The framework itself is crucial; it influences every decision policymakers make. The only thing more fundamental is the Federal Reserve Act that established the Fed in 1913. And it isn’t updated often—the last overhaul happened in 2012.
At first blush, the new strategy seems negative for liquidity products, but it really isn’t. The Fed essentially adopted a lower-for-longer stance, pledging not to raise rates when the economy is getting better but only when activity is robust.
But this approach has good elements for the liquidity space.

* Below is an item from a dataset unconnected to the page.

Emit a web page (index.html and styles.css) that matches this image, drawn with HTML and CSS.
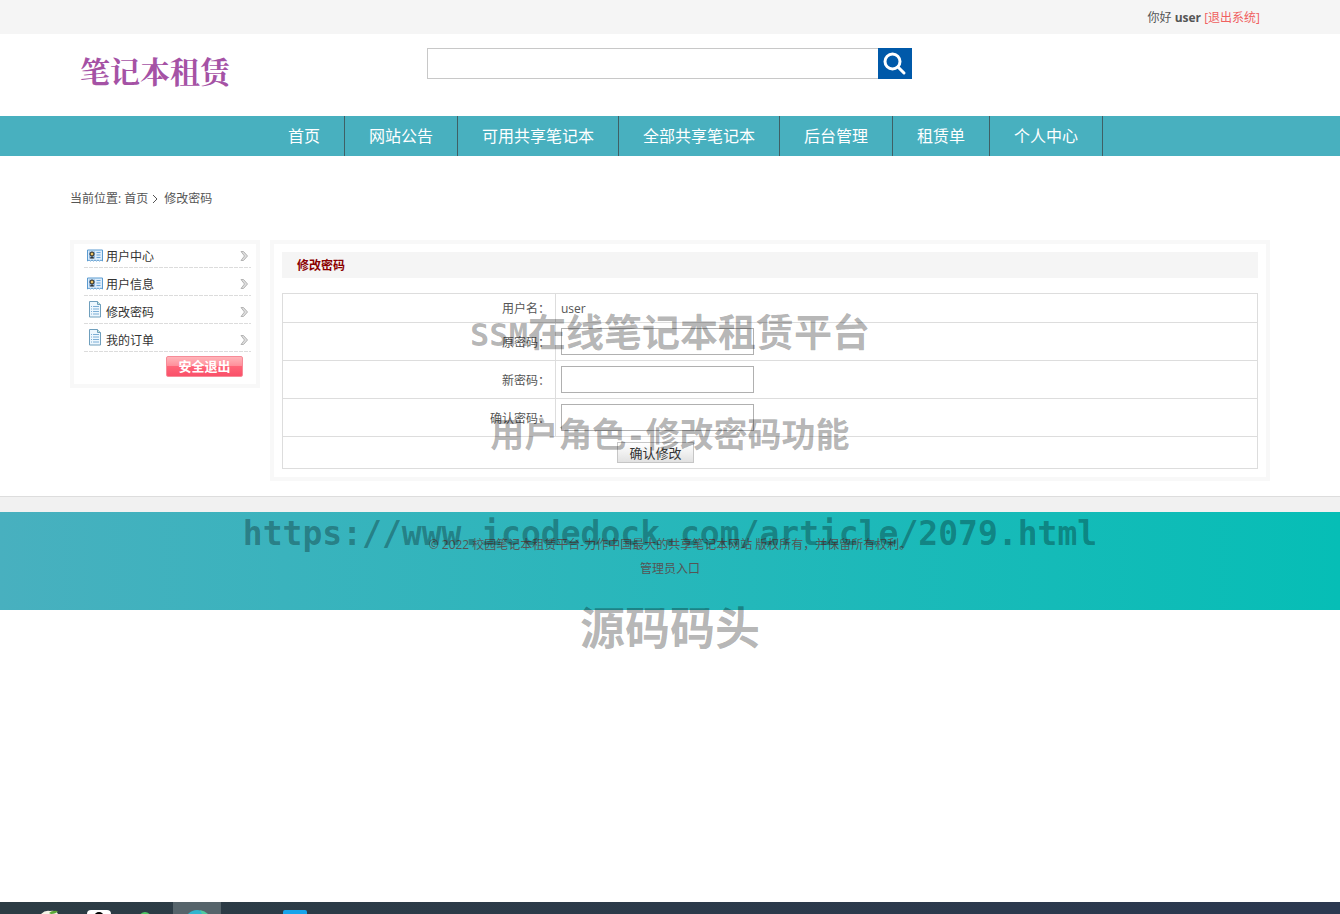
FILE: index.html
```html
<!DOCTYPE html>
<html lang="zh-CN">
<head>
<meta charset="utf-8">
<title>修改密码</title>
<link rel="stylesheet" href="styles.css">
</head>
<body>
<svg class="defs" width="0" height="0" aria-hidden="true">
  <symbol id="card" viewBox="0 0 16 14">
    <path d="M.5 1.500h15v11l-1.500-1-1.500 1-1.500-1-1.500 1-1.500-1-1.500 1-1.500-1-1.500 1-1.500-1-1.500 1z" fill="#dcecfb" stroke="#5b9bd0"/>
    <rect x="2" y="3" width="6" height="7" fill="#8fb6dc"/>
    <circle cx="5" cy="5.500" r="2" fill="#e8c064" stroke="#222"/>
    <path d="M3 10q0-2 2-2t2 2z" fill="#333"/>
    <path d="M9.500 4h4M9.500 6.500h4M9.500 9h4" stroke="#6aa5d8"/>
  </symbol>
  <symbol id="doc" viewBox="0 0 14 17">
    <path d="M1.500 .5h8l3 3v12.500h-11z" fill="#edf7fe" stroke="#6f9fbd"/>
    <path d="M9.500 .5v3h3" fill="#c7e6d9" stroke="#6f9fbd"/>
    <path d="M3 5.500h1M5 5.500h6M3 8h1M5 8h6M3 10.500h1M5 10.500h6M3 13h1M5 13h6" stroke="#7daed5"/>
  </symbol>
  <symbol id="arrow" viewBox="0 0 9 12">
    <path d="M1 1.500h2.500l4 4.500-4 4.500H1L4.500 6z" fill="#dedede" stroke="#b4b4b4"/>
  </symbol>
</svg>

<div class="topbar"><div class="wrap">你好 <b>user</b> <a href="#">[退出系统]</a></div></div>

<header class="header wrap">
  <a class="logo" href="#">笔记本租赁</a>
  <form class="search">
    <input type="text" aria-label="搜索">
    <button type="button" aria-label="搜索">
      <svg viewBox="0 0 34 31"><circle cx="14.500" cy="13.500" r="7.500"/><path d="M20 19l6 6"/></svg>
    </button>
  </form>
</header>

<nav class="nav">
  <a href="#">首页</a><a href="#">网站公告</a><a href="#">可用共享笔记本</a><a href="#">全部共享笔记本</a><a href="#">后台管理</a><a href="#">租赁单</a><a href="#">个人中心</a>
</nav>

<div class="crumb wrap">当前位置: <a href="#">首页</a><svg viewBox="0 0 6 10"><path d="M1 1l4 4-4 4"/></svg>修改密码</div>

<main class="main wrap">
  <aside class="side">
    <a class="item" href="#"><svg class="ico"><use href="#card"/></svg><span>用户中心</span><svg class="arrow"><use href="#arrow"/></svg></a>
    <a class="item" href="#"><svg class="ico"><use href="#card"/></svg><span>用户信息</span><svg class="arrow"><use href="#arrow"/></svg></a>
    <a class="item" href="#"><svg class="ico ico-doc"><use href="#doc"/></svg><span>修改密码</span><svg class="arrow"><use href="#arrow"/></svg></a>
    <a class="item" href="#"><svg class="ico ico-doc"><use href="#doc"/></svg><span>我的订单</span><svg class="arrow"><use href="#arrow"/></svg></a>
    <button class="logout" type="button">安全退出</button>
  </aside>
  <section class="panel">
    <h1>修改密码</h1>
    <form>
      <table>
        <tr><th scope="row">用户名：</th><td>user</td></tr>
        <tr class="field"><th scope="row"><label for="old">原密码：</label></th><td><input id="old" type="password"></td></tr>
        <tr class="field"><th scope="row"><label for="new">新密码：</label></th><td><input id="new" type="password"></td></tr>
        <tr class="field"><th scope="row"><label for="again">确认密码：</label></th><td><input id="again" type="password"></td></tr>
        <tr class="actions"><td colspan="2"><button type="button">确认修改</button></td></tr>
      </table>
    </form>
  </section>
</main>

<div class="strip"></div>
<footer class="footer">
  <p>© 2022 校园笔记本租赁平台-力作中国最大的共享笔记本网站 版权所有，并保留所有权利。</p>
  <p><a href="#">管理员入口</a></p>
</footer>

<div class="marks">
  <div class="mark mark-title"><span class="mono">SSM</span>在线笔记本租赁平台</div>
  <div class="mark mark-role">用户角色<span class="mono">-</span>修改密码功能</div>
  <div class="mark mark-url">https://www.icodedock.com/article/2079.html</div>
  <div class="mark mark-site">源码码头</div>
</div>

<div class="taskbar">
  <svg viewBox="0 0 320 12">
    <rect x="173" width="48" height="12" fill="#56646b"/>
    <path d="M41 12q4-4 9-3 6-1 8 3z" fill="#f4f5e9"/><path d="M49 11q3-3 9-2-2 3-7 3" fill="#5aa637"/>
    <rect x="87" y="8" width="24" height="12" rx="4" fill="#fff"/><circle cx="99" cy="15" r="5" fill="#000"/>
    <circle cx="145" cy="16" r="6" fill="#4cc764"/>
    <circle cx="197" cy="20" r="12" fill="#31b5ce"/><path d="M200 8q5 1 8 4h-6z" fill="#4fcba0"/>
    <rect x="283" y="8" width="24" height="12" rx="2" fill="#16a4eb"/>
  </svg>
</div>
</body>
</html>
```
FILE: styles.css
```css
* { box-sizing: border-box; }
body {
  position: relative;
  display: flex;
  flex-direction: column;
  min-height: 100vh;
  margin: 0;
  background: #fff;
  color: #555;
  font: 12px/24px "Open Sans", "Noto Sans CJK SC", sans-serif;
}
a { color: inherit; text-decoration: none; }
button, input { font: inherit; border-radius: 0; }
.defs { position: absolute; }
.wrap { width: 100%; max-width: 1200px; margin: 0 auto; }

.topbar { padding: 6px 0 4px; background: #f5f5f5; }
.topbar .wrap { padding-right: 10px; text-align: right; }
.topbar a { color: #f06060; }

.header { display: flex; align-items: flex-start; height: 82px; }
.logo {
  flex: 0 0 357px;
  padding: 16px 0 0 10px;
  color: #a552a5;
  font: 700 30px/40px "Noto Serif CJK SC", "Noto Sans CJK SC", serif;
}
.search { display: flex; flex: 0 0 485px; margin-top: 14px; }
.search input { flex: 1; height: 31px; padding: 0 8px; border: 1px solid #c8c8c8; border-right: 0; outline: 0; }
.search button { width: 34px; height: 31px; padding: 0; border: 0; background: #0059a9; }
.search svg { display: block; fill: none; stroke: #fff; stroke-width: 3; stroke-linecap: round; }

.nav { display: flex; justify-content: center; padding-left: 27px; background: #48b0bf; }
.nav a { padding: 0 24px; border-right: 1px solid #3f6065; color: #fff; font-size: 16px; line-height: 40px; }

.crumb { padding: 31px 0 29px; }
.crumb svg { width: 6px; height: 10px; margin: 0 6px 2px 4px; vertical-align: middle; fill: none; stroke: #555; }

.main { display: flex; align-items: flex-start; gap: 10px; margin-bottom: 15px; }
.side { display: flex; flex-direction: column; flex: 0 0 190px; padding: 0 5px 7px 10px; border: 4px solid #f8f8f8; }
.item { display: flex; align-items: center; height: 28px; padding-top: 4px; background: repeating-linear-gradient(90deg, #dcdcdc 0 4px, #fff 4px 5px) bottom / 100% 1px no-repeat; color: #333; }
.item:first-child { height: 24px; padding-top: 0; }
.item span { padding-top: 2px; }
.ico { width: 16px; height: 17px; margin: 0 3px 2px; }
.ico-doc { margin-bottom: 6px; }
.item .arrow { width: 9px; height: 12px; margin: 0 2px 0 auto; }
.logout {
  align-self: flex-end;
  width: 77px;
  height: 21px;
  margin: 4px 8px 0 0;
  padding: 0;
  border: 1px solid #f78b98;
  border-radius: 2px;
  background: linear-gradient(#ffb5ba, #ff8c98 50%, #ff6477 50%, #fa5069);
  color: #fff;
  font-size: 13px;
  font-weight: 700;
  line-height: 19px;
}
.panel { flex: 1; min-width: 0; padding: 8px; border: 4px solid #f8f8f8; }
.panel h1 { margin: 0 0 15px; padding: 2px 15px 0; background: #f5f5f5; color: #8b0000; font-size: 12px; line-height: 24px; }
table { width: 100%; border-collapse: collapse; }
th, td { height: 29px; padding: 2px 5px 0; border: 1px solid #ddd; font-weight: 400; text-align: left; }
th { width: 28%; text-align: right; }
.field th, .field td { height: 38px; }
.field td { padding-top: 0; }
td input { display: block; width: 193px; height: 27px; padding: 0 5px; border: 1px solid #b0b0b0; }
.actions td { height: 32px; padding: 5px 0 5px 334px; }
.actions button {
  display: block;
  width: 77px;
  height: 21px;
  padding: 1px 0 0;
  border: 1px solid #c6c6c6;
  background: linear-gradient(#fff, #e2e2e2);
  color: #333;
  font-size: 13px;
  line-height: 18px;
}

.strip { height: 16px; border-top: 1px solid #ddd; background: #f1f1f1; }
.footer { padding: 21px 0 29px; background: linear-gradient(90deg, #48b0bf, #06beb6); text-align: center; }
.footer p { margin: 0; }

/* Translucent captions lying over the page */
.marks { position: absolute; inset: 0; pointer-events: none; color: rgba(0, 0, 0, .3); font-family: "Noto Sans CJK SC", sans-serif; font-weight: 700; text-align: center; white-space: nowrap; }
.mark { position: absolute; left: 0; right: 0; }
.mono, .mark-url { font-family: "DejaVu Sans Mono", monospace; }
.mark-title { top: 310px; font-size: 38px; line-height: 40px; }
.mark-role { top: 413px; font-size: 34px; line-height: 40px; }
.mono { font-size: 32px; }
.mark-url { top: 514px; font-size: 33px; line-height: 40px; }
.mark-site { top: 598px; font-size: 45px; line-height: 56px; }

.taskbar { height: 12px; margin-top: auto; background: linear-gradient(90deg, #2c3c44, #2b3850); }
.taskbar svg { display: block; width: 320px; height: 12px; }
```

Previously the goal was to hit an inflation rate (measured by personal consumption expenditures, or PCE) of 2%. Now, the Fed says it will tolerate a temporary rise above that level, and will primarily attempt to reach that by focusing on improving the labor market. The key phrase here that “policy decisions must be informed by assessments of shortfalls of employment from its maximum level.” Until now, the FOMC viewed full employment as likely to drive inflation too high. Now, it will let it run as hot as needed to get to 2%, even if it overshoots that target. That plan could spur inflation sooner than many think after the pandemic ends, meaning the Fed could raise rates earlier and short-term yields should rise. Obviously, this must wait until after the pandemic subsides, but it will be intriguing to see if it happens not long after.
The London interbank offered rates (Libor) were mixed this week from last, with 1-month slipping 2 basis points to 0.16%, 3-month inching downward 1 basis point to 0.24% and 6-month remaining at 0.31%.